Reparei logo, mas só depois de me instalar é que fui espreitar o atelier de costura Ideias com Panos. Gostei do nome e há que abraçar a vizinhança.
Peguei numa camisola de malha e entrei como cliente. Ela analisou o buraco atentamente. Ia pôr uma etiqueta, das que tinha para lá, mas antes teria de cerzir, uma arte só para algumas, em vias de extinção.
Impressionada, levei outra malha com um buraco ainda maior e ela… arranjou. Quando recuperou, e tornou mais elegante, um vestido preto manchado de lixívia… apaixonei-me por ela. A partir daí entrego a roupa e digo “resolva por favor”. Acaba sempre por baixar os preços porque gosta de mim, eu regateio sempre porque gosto dela ainda mais. Resulta.
Está sempre na máquina de costura, uma das várias que tem no atelier espaçoso, cheio de coisas bonitas, coloridas, muito menos desarrumado do que pensa.
Desde as fardas da marcha do bairro, vestidos de baptizados, casamentos, colecções completas para os desfiles da Junta (onde também pisa a passerelle, toda giraça) a remendos e bainhas, faz de tudo. Resolve.
É tolerante, tem sentido de humor, uma humildade sábia mas não subserviente, é paciente e conciliadora. Com uma graça desfaz um potencial atrito entre clientes, vizinhos ou amigos que aparecem pelo atelier. Mas, quando os disparates são demais, dá a sua opinião com uma assertividade que arrasa os argumentos alheios.
Faz-me rir, peço e sigo os seus conselhos, saio sempre melhor do que entrei no Ideias com Panos. Não sou a única.
Ela sim, é uma verdadeira amiga dos animais, o marido, caçador, tem vários cães, acolhem gatos e… depois há a Pipoca, uma rafeirita pequenina com direito a um puf só para ela. A “dona do pedaço”, assim lhe chama, é um animal que me trata com total indiferença, nariz empinado. Ignora-me simplesmente, não olha para mim sequer. Só existe neste mundo quem ela escolhe. Sou fã.
Tem a chave de casa SOS. “É a da viola com a bandeira portuguesa” digo-lhe cada vez que a procura na gaveta do atelier.
Numa noite de chuva valente, desceu de pijama e pantufas pois, mais uma vez, fechei-me fora de casa. Desde aí, e esta não foi a penúltima nem a última vez, digo envergonhada que compreendo se quiser devolver-me a chave, é um abuso. Nada diz.

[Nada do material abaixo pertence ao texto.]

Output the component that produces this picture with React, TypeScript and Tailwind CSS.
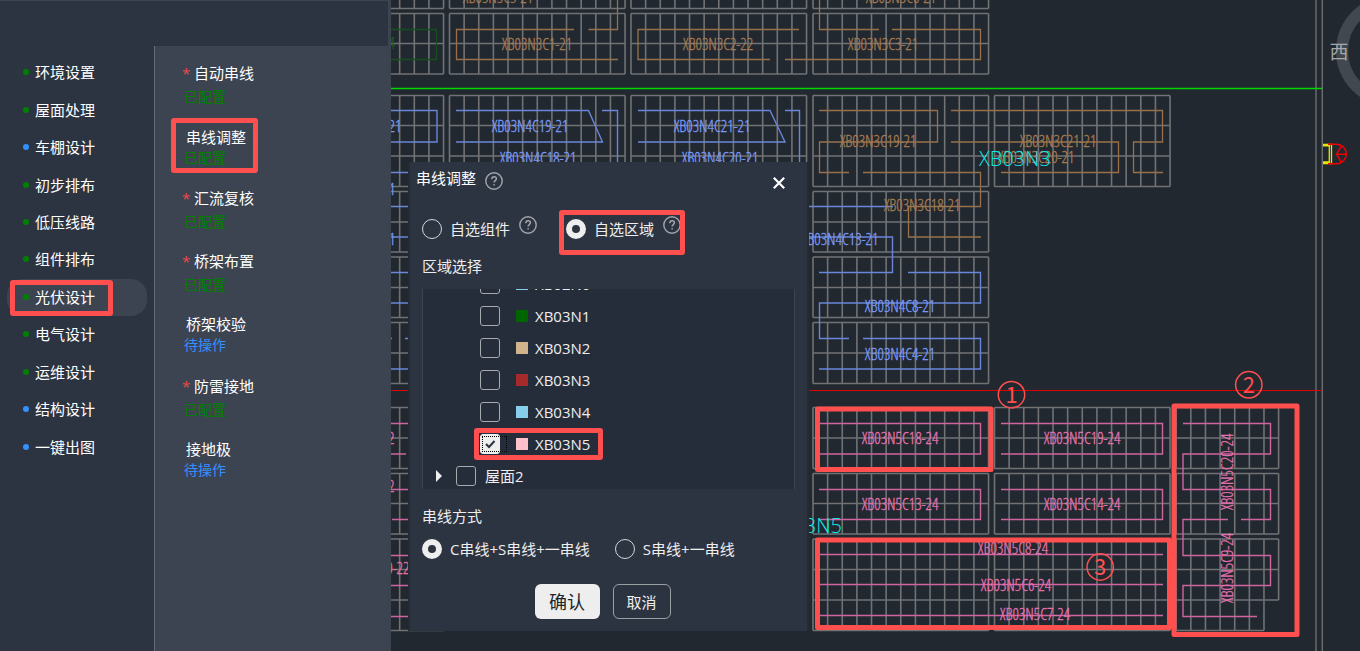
import React from 'react';

type NavItem = { label: string; done: boolean; active?: boolean };
type Step = { label: string; required: boolean; done: boolean; marked?: boolean };

const NAV: NavItem[] = [
  { label: '环境设置', done: true },
  { label: '屋面处理', done: true },
  { label: '车棚设计', done: false },
  { label: '初步排布', done: true },
  { label: '低压线路', done: true },
  { label: '组件排布', done: true },
  { label: '光伏设计', done: true, active: true },
  { label: '电气设计', done: true },
  { label: '运维设计', done: true },
  { label: '结构设计', done: false },
  { label: '一键出图', done: false },
];

const STEPS: Step[] = [
  { label: '自动串线', required: true, done: true },
  { label: '串线调整', required: false, done: true, marked: true },
  { label: '汇流复核', required: true, done: true },
  { label: '桥架布置', required: true, done: true },
  { label: '桥架校验', required: false, done: false },
  { label: '防雷接地', required: true, done: true },
  { label: '接地极', required: false, done: false },
];

const ZONES = [
  { name: 'XB02N6', swatch: 'bg-[#87ceeb]' },
  { name: 'XB03N1', swatch: 'bg-[#006400]' },
  { name: 'XB03N2', swatch: 'bg-[#d2b48c]' },
  { name: 'XB03N3', swatch: 'bg-[#a52a2a]' },
  { name: 'XB03N4', swatch: 'bg-[#87ceeb]' },
  { name: 'XB03N5', swatch: 'bg-[#ffc0cb]', checked: true },
];

const CELL = 14.63;

/* Module arrays: left edge, columns, and the y of every horizontal rail. */
const COLS = [268, 449.5, 631, 813, 994.5];
const ROWS: { ys: number[]; cols: number[] }[] = [
  { ys: [-22, 8.5], cols: [0, 1, 2, 3] },
  { ys: [13.5, 43.5, 74], cols: [0, 1, 2, 3] },
  { ys: [95.5, 125.5, 156, 186.5], cols: [0, 1, 2, 3, 4] },
  { ys: [191.5, 222, 252], cols: [0, 1, 2, 3] },
  { ys: [257, 287.5, 317.5], cols: [0, 1, 2, 3] },
  { ys: [322.5, 353, 383.5], cols: [0, 1, 2, 3] },
  { ys: [407.5, 438, 468.5], cols: [0, 1, 2, 3, 4] },
  { ys: [473.5, 503.5, 534], cols: [0, 1, 2, 3, 4] },
  { ys: [539, 569.5, 600, 630.5], cols: [0, 3, 4] },
];

function gridPath(x: number, n: number, ys: number[]) {
  const right = x + n * CELL;
  const top = ys[0];
  const bottom = ys[ys.length - 1];
  let d = '';
  for (let i = 0; i <= n; i++) d += `M${x + i * CELL} ${top}V${bottom}`;
  for (const y of ys) d += `M${x} ${y}H${right}`;
  return d;
}

const GRID =
  ROWS.map((r) => r.cols.map((c) => gridPath(COLS[c], 12, r.ys)).join('')).join('') +
  gridPath(1176.2, 7, [407.5, 438, 468.5]) +
  gridPath(1176.2, 7, [473.5, 503.5, 534]) +
  gridPath(1176.2, 7, [539, 569.5, 600]) +
  gridPath(1176.2, 6, [600, 630.5]);

const BROWN =
  'M574 29.5H456.5V59.5H618M588.5 29.5H617.5V0M799 29.5H638V59.5H770M785 59.5H980.5V29.5H892M879 29.5H819.5V0' +
  'M819 110.5H937.5V142H819.5V172.5H849M863 172.5H980.5V206.5H908.5V237H981' +
  'M951 110.5H1162.5V142H1133.5V172.5H1163M951 142H1118.5V172.5H1001';
const BLUE =
  'M391 110.5H437V142H391M456 110.5H588.5L602.5 142H456M602 110.5H617.5V200M638 110.5H770L785 142H638M785 110.5H799.5V200' +
  'M800 206.5H893M800 237H892.5V272.5H819M908 272.5H980.5V303H819.5V338.5H849M863 338.5H980.5V369H819' +
  'M391 172.5H420M391 206.5H420M391 237H420M391 272.5H420M391 303H420M391 338.5H392M405 338.5H420M391 369H420';
const PINK =
  'M819 423.5H980.5V454H819M1001 423.5H1162.5V454H1001M819 489.5H980.5V519.5H819M1001 489.5H1162.5V519.5H1001' +
  'M819 554.5H1163M819 584.5H1163M819 615.5H1163' +
  'M1183 423.5H1270.5V454H1183V489.5H1270.5V519.5H1241M1228 519.5H1183V555.5H1270.5V585.5H1183V616.5H1257' +
  'M391 423.5H420M391 454H406M391 489.5H420M392 519.5H420M391 555.5H420M391 585.5H420M391 616.5H420';

/* [middle x, baseline y, text] */
type Tag = [number, number, string];
const BROWN_TAGS: Tag[] = [
  [498, 3, 'XB03N3C5-21'],
  [901, 3, 'XB03N3C6-21'],
  [537, 50, 'XB03N3C1-21'],
  [718, 50, 'XB03N3C2-22'],
  [883, 50, 'XB03N3C3-21'],
  [878, 147, 'XB03N3C19-21'],
  [922, 211, 'XB03N3C18-21'],
  [1058, 147, 'XB03N3C21-21'],
  [1036, 163, 'XB03N3C20-21'],
];
const BLUE_TAGS: Tag[] = [
  [363, 132, 'XB03N4C17-21'],
  [530, 132, 'XB03N4C19-21'],
  [538, 164, 'XB03N4C18-21'],
  [712, 132, 'XB03N4C21-21'],
  [720, 164, 'XB03N4C20-21'],
  [840, 245, 'XB03N4C13-21'],
  [900, 312, 'XB03N4C8-21'],
  [900, 360, 'XB03N4C4-21'],
  [357, 195, 'XB03N4C12-21'],
  [357, 245, 'XB03N4C11-21'],
];
const PINK_TAGS: Tag[] = [
  [900, 444, 'XB03N5C18-24'],
  [1082, 444, 'XB03N5C19-24'],
  [900, 510, 'XB03N5C13-24'],
  [1082, 510, 'XB03N5C14-24'],
  [1013, 554, 'XB03N5C8-24'],
  [1016, 591, 'XB03N5C6-24'],
  [1035, 620, 'XB03N5C7-24'],
  [356, 444, 'XB03N5C15-22'],
  [356, 492, 'XB03N5C12-22'],
  [371, 574, 'XB03N5C10-22'],
];

function Tags({ items, color }: { items: Tag[]; color: string }) {
  return (
    <g fill={color} stroke={color} strokeWidth="0.3" textAnchor="middle">
      {items.map(([x, y, t]) => (
        <text key={t} x={x} y={y}>{t}</text>
      ))}
    </g>
  );
}

function Drawing() {
  return (
    <svg
      viewBox="391 0 969 651"
      preserveAspectRatio="xMinYMin slice"
      className="absolute inset-0 size-full text-[16px] font-light font-['Open_Sans_Condensed_Light','Open_Sans_Condensed','Roboto_Condensed',sans-serif]"
      role="img"
      aria-label="光伏串线图"
    >
      <g fill="none">
        <path d={GRID} stroke="#707274" strokeWidth="1.6" />
        <path d="M1316 0V651M1322.3 0V651" stroke="#6c6e70" strokeWidth="1.4" />
        <path d={BROWN} stroke="#98714a" strokeWidth="1.3" />
        <path d={BLUE} stroke="#6a86da" strokeWidth="1.4" />
        <path d={PINK} stroke="#cf649e" strokeWidth="1.4" />
        <path d="M391 29.5H436.5V59.5H391" stroke="#14501c" strokeWidth="1.3" />
        <path d="M391 88.5H1322" stroke="#00d800" strokeWidth="1.3" />
        <path d="M391 390.5H1322" stroke="#e30000" strokeWidth="1.2" />
      </g>
      <Tags items={BROWN_TAGS} color="#a67b50" />
      <Tags items={BLUE_TAGS} color="#7b9bfa" />
      <Tags items={PINK_TAGS} color="#e872b1" />
      <text x="395" y="49" textAnchor="end" fill="#14601c" stroke="#14601c" strokeWidth="0.3">XB03N1C1-24</text>
      <g fill="#e872b1" stroke="#e872b1" strokeWidth="0.3" textAnchor="middle">
        <text transform="translate(1233 472) rotate(-90)">XB03N5C20-24</text>
        <text transform="translate(1233 568) rotate(-90)">XB03N5C9-24</text>
      </g>
      <g fill="#10e8e8" className="text-[20px] font-light font-['Open_Sans','Noto_Sans',sans-serif]">
        <text x="979" y="166">XB03N3</text>
        <text x="842" y="533" textAnchor="end">XB03N5</text>
      </g>

      <g fill="none" strokeWidth="1.5">
        <circle cx="1392" cy="51" r="50" stroke="#42484f" strokeWidth="12" />
        <path d="M1323 144.5H1331.5V163.5H1323M1323 145.8H1329.3V162H1323" stroke="#e6e600" strokeWidth="1.3" />
        <path d="M1328 144.2H1336.5A9.8 9.8 0 0 1 1336.5 163.8H1328M1347 154.2H1336.5L1341.5 146M1336.5 154.2L1341.5 162.5" stroke="#f00000" />
      </g>
      <text x="1339" y="59" textAnchor="middle" fill="#a6a8aa" className="text-[19px] font-normal font-['Noto_Sans_CJK_SC',sans-serif]">西</text>

      <g fill="none" stroke="#ff4f4f" strokeWidth="5" strokeLinejoin="round">
        <rect x="817.5" y="409" width="173.5" height="60.5" />
        <rect x="1174" y="406" width="123" height="228.5" />
        <rect x="817.5" y="540" width="352" height="87.5" />
      </g>
      <g fill="none" stroke="#ff4f4f" strokeWidth="1.5">
        <circle cx="1011.5" cy="394.7" r="13.2" />
        <circle cx="1248.8" cy="384.8" r="13.2" />
        <circle cx="1100.2" cy="567" r="13.2" />
      </g>
      <g fill="#ff4f4f" textAnchor="middle" className="text-[22px] font-normal font-['Noto_Sans_CJK_SC',sans-serif]">
        <text x="1011.5" y="403">1</text>
        <text x="1248.8" y="393">2</text>
        <text x="1100.2" y="575">3</text>
      </g>
    </svg>
  );
}

function HelpIcon() {
  return (
    <svg viewBox="0 0 18 18" className="size-[18px] shrink-0" fill="none" stroke="#a3a6ab" strokeWidth="1.4">
      <circle cx="9" cy="9" r="8.2" />
      <path d="M6.8 7.2C6.8 5.6 7.8 4.7 9.1 4.7s2.3.9 2.3 2.1c0 1.7-2.3 1.9-2.3 3.7" />
      <path d="M9.1 12v1.5" />
    </svg>
  );
}

const radioClass =
  'size-5 shrink-0 appearance-none rounded-full border border-[#d4d5d7] checked:border-[6px] checked:border-[#eeeeee]';
const boxClass =
  'size-5 shrink-0 appearance-none rounded-[3px] border border-[#a6a9ae] checked:border-[#eeeeee] checked:bg-[#eeeeee]';
const markClass = 'pointer-events-none absolute rounded-[3px] border-[5px] border-[#ff4f4f]';

function Dialog() {
  return (
    <section
      role="dialog"
      aria-labelledby="dialog-title"
      className="absolute top-[162px] left-[17px] w-[401px] border-x-2 border-[#242b32] bg-[#2d3441] pb-3 text-[15px] leading-5 text-[#eeeeee]"
    >
      <header className="flex items-start pt-1.5 pr-5 pl-1.5">
        <h2 id="dialog-title" className="text-white">串线调整</h2>
        <button type="button" aria-label="帮助" className="mt-1 ml-[9px]">
          <HelpIcon />
        </button>
        <button type="button" aria-label="关闭" className="mt-[7px] ml-auto p-0.5">
          <svg viewBox="0 0 12 12" className="size-3" stroke="#fff" strokeWidth="2.2" fill="none">
            <path d="M.8.8l10.4 10.4M11.2.8L.8 11.2" />
          </svg>
        </button>
      </header>

      <div className="px-3">
        <fieldset className="mt-[25px] flex items-center">
          <label className="flex items-center gap-2">
            <input type="radio" name="pick" className={radioClass} />
            自选组件
          </label>
          <button type="button" aria-label="帮助" className="mb-2 ml-[9px]">
            <HelpIcon />
          </button>
          <div className="relative ml-[29px] flex items-center">
            <label className="flex items-center gap-2">
              <input type="radio" name="pick" defaultChecked className={radioClass} />
              自选区域
            </label>
            <button type="button" aria-label="帮助" className="mb-2 ml-[9px]">
              <HelpIcon />
            </button>
            <span className={`${markClass} -top-1.5 -right-[4px] -bottom-[13px] -left-[7px]`} />
          </div>
        </fieldset>

        <h3 className="mt-3.5">区域选择</h3>
        <div className="mt-[13px] h-[200px] overflow-hidden border-x border-[#3c4452] bg-[#262d3a]">
          <ul className="-mt-[21px]">
            {ZONES.map((z) => (
              <li key={z.name} className="flex h-8 items-center pl-[57px]">
                <label className="relative flex items-center">
                  <input type="checkbox" defaultChecked={z.checked} className={boxClass} />
                  {z.checked && (
                    <>
                      <svg viewBox="0 0 20 20" className="absolute left-0 size-5" fill="none" stroke="#2d3441" strokeWidth="2">
                        <path d="M6 10l3 3 5.5-6" />
                      </svg>
                      <span className="absolute top-0.5 left-0.5 h-4 w-[25px] border border-dotted border-black" />
                      <span className={`${markClass} -top-[6px] -right-[13px] -bottom-[6px] -left-[6px]`} />
                    </>
                  )}
                  <span className={`ml-4 size-3 ${z.swatch}`} />
                  <span className="ml-[7px]">{z.name}</span>
                </label>
              </li>
            ))}
            <li className="flex h-8 items-center pl-[13px]">
              <button type="button" aria-label="展开" className="mr-3.5">
                <svg viewBox="0 0 6 12" className="h-3 w-1.5" fill="#eeeeee">
                  <path d="M0 0l6 6-6 6z" />
                </svg>
              </button>
              <label className="flex items-center gap-[9px]">
                <input type="checkbox" className={boxClass} />
                屋面2
              </label>
            </li>
          </ul>
        </div>

        <h3 className="mt-[17px]">串线方式</h3>
        <fieldset className="mt-[13px] flex items-center gap-[25px]">
          <label className="flex items-center gap-2">
            <input type="radio" name="mode" defaultChecked className={radioClass} />
            C串线+S串线+一串线
          </label>
          <label className="flex items-center gap-2">
            <input type="radio" name="mode" className={radioClass} />
            S串线+一串线
          </label>
        </fieldset>

        <div className="mt-[25px] flex justify-center gap-[13px] pr-3">
          <button type="button" className="h-[35px] w-[65px] rounded-md bg-[#eeeeee] text-lg text-[#20242b]">确认</button>
          <button type="button" className="h-[35px] w-[58px] rounded-md border border-[#9b9ea3]">取消</button>
        </div>
      </div>
    </section>
  );
}

function Sidebar() {
  return (
    <aside className="flex w-[391px] shrink-0 flex-col bg-[#2d3441] text-[15px] leading-5 text-white">
      <div className="h-[46px] border-t border-r-[3px] border-[#3c4452]" />
      <div className="flex grow">
        <nav className="w-[154px] pt-2 pr-[7px] pl-[7px]">
          <ul className="flex h-[412px] flex-col">
            {NAV.map((n) => (
              <li key={n.label} className="flex-1">
                <a
                  href="#"
                  className={`relative flex h-full items-center gap-1.5 rounded-2xl pb-px pl-4 ${n.active ? 'bg-[#3c4452]' : ''}`}
                >
                  <span className={`size-1.5 rounded-full ${n.done ? 'bg-[#008000]' : 'bg-[#3390ff]'}`} />
                  {n.label}
                  {n.active && <span className={`${markClass} top-px bottom-0 left-[3px] w-[103px]`} />}
                </a>
              </li>
            ))}
          </ul>
        </nav>
        <div className="grow border-l border-[#666d78] bg-[#3c4452] pt-[17px] pl-[27px]">
          <ul className="flex h-[438px] flex-col">
            {STEPS.map((s) => (
              <li key={s.label} className="flex-1">
                <a href="#" className="relative block w-[86px]">
                  <span className={s.required ? 'flex' : 'flex pl-1 pt-px'}>
                    {s.required && <span className="w-3 text-[#f04848]">*</span>}
                    {s.label}
                  </span>
                  <span
                    className={`block pl-0.5 text-sm ${s.required ? 'mt-1' : 'mt-px'} ${s.done ? 'text-[#008000]' : 'text-[#3390ff]'}`}
                  >
                    {s.done ? '已配置' : '待操作'}
                  </span>
                  {s.marked && <span className={`${markClass} -top-2 -bottom-[5px] -left-[11px] w-[87px]`} />}
                </a>
              </li>
            ))}
          </ul>
        </div>
      </div>
    </aside>
  );
}

export default function App() {
  return (
    <div className="flex min-h-screen overflow-hidden bg-[#222830] font-['Open_Sans','Noto_Sans_CJK_SC',sans-serif]">
      <Sidebar />
      <main className="relative grow overflow-hidden">
        <Drawing />
        <Dialog />
      </main>
    </div>
  );
}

É mãe de dois filhos, tem 68 anos, casou há 50 com um lisboeta, robusto, voz grossa, barba rija, impõe respeito mas, na volta, derrete-se em mel. Não é assim tão difícil. Bom, excepto quando o jantar, da sua exclusiva responsabilidade, não está dentro do horário, ou falta alguma coisa. “Fico pelos cabelos!” Não tem lá muitos…
Do pouco que sei, porque me contou, a vida desta algarvia que se fez costureira nas oficinas de alfaiataria da Baixa de Lisboa, teve momentos cruéis, de mandar qualquer um ao tapete. Conseguiu levantar-se sem perder o brilho no azul dos olhos.
Antes do maldito vírus, falámos sobre um vestido dos anos 20, nada de foxtrot, um vestido de dia, casual chique, à minha altura. Levei fotos, discutimos pormenores. Não queria o foxtrot, mas queria as fitinhas…
Depois de o vírus ser exterminado, o vestido será costurado e estreado na Noite da Dança! E se, por mera distração, calhar haver casamento, o vestido de noiva é da autoria da minha modista estilista. Uma artista do bairro da Mouraria que tem o nome do próprio fado. Amália.